The surface modification of highly porous materials can be also carried out in scCO2 by reaction of soluble silanes. Using this approach, they have introduced amine and thiol groups on the surface of mesoporous silica. The amine modified materials are proposed as CO2 sorbents in carbon capture processes. The thiol modified materials can serve as metal adsorbents. These surface modified supports can be also used in metal deposition experiments. In comparison to the conventional process using toluene, the surface modification in scCO2 is faster and yields, in some cases, larger silane loads.
Industrial scale production of nanomaterials using continuous hydrothermal synthesis
Professor Ed Lester, University of Nottingham
Work is currently underway to build a full scale continuous hydrothermal synthesis plant in the UK. The plant uses a counter current reactor, designed at Nottingham. The plant will be capable of producing up to 2000 tons/year (dry weight equivalent) of a range of nanomaterials, from metals, metal oxides, hydroxides, carbonates and sulphides, as well as some more unusual materials such as metal organic frameworks. Specific questions need to be answered in the development of this plant and the presentation will cover each area in some detail.
Life Cycle Analysis – how does this process compare with other processes for nanomaterial production?
Formulation – can the nanomaterials be formulated continuously during production to facilitate product collection?
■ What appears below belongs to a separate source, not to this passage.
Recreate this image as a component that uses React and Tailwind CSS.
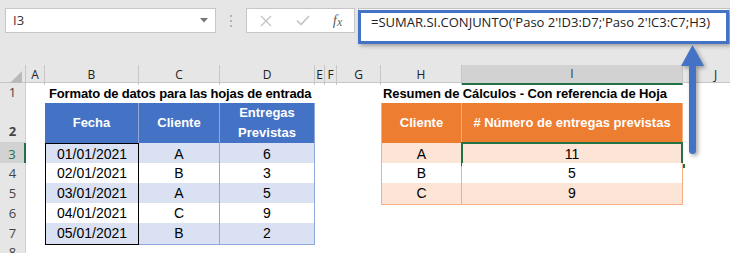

Waste treatment – what is present in the waste water post production? The precursors tend to be simple inorganic (e.g. nitrates) or organic (e.g. formates) salts, so what happens to the counter ion?
Recycling – can this waste water be recycled and/or can it be discharged without chemical pretreatment? The weight loading from the outlet tends to be around 1% wt/wt or less so can the products can be collected easily and effectively to produce a clean waste stream?
Reactor Performance – what are the fundamental limitations of the counter current reactor system in terms of mixing and fluid dynamics? As the Reynolds numbers increase with increasing flow rate, what happens to the mixing regime around the nozzle outlet?
Scale up design and sustainability– What does the plant look like and how can the energy demands be reduced through heat integration?
Scale out – can a system be built that allows multiple reactors to operate simultaneously? Does this allow different products at the same time?
To the authors knowledge this will be the largest continuous hydrothermal synthesis plant in the world, and should be completed by mid 2015. The plant itself should act as a demonstration facility for production at large scale and should hopefully help to provide a roadmap for future plants.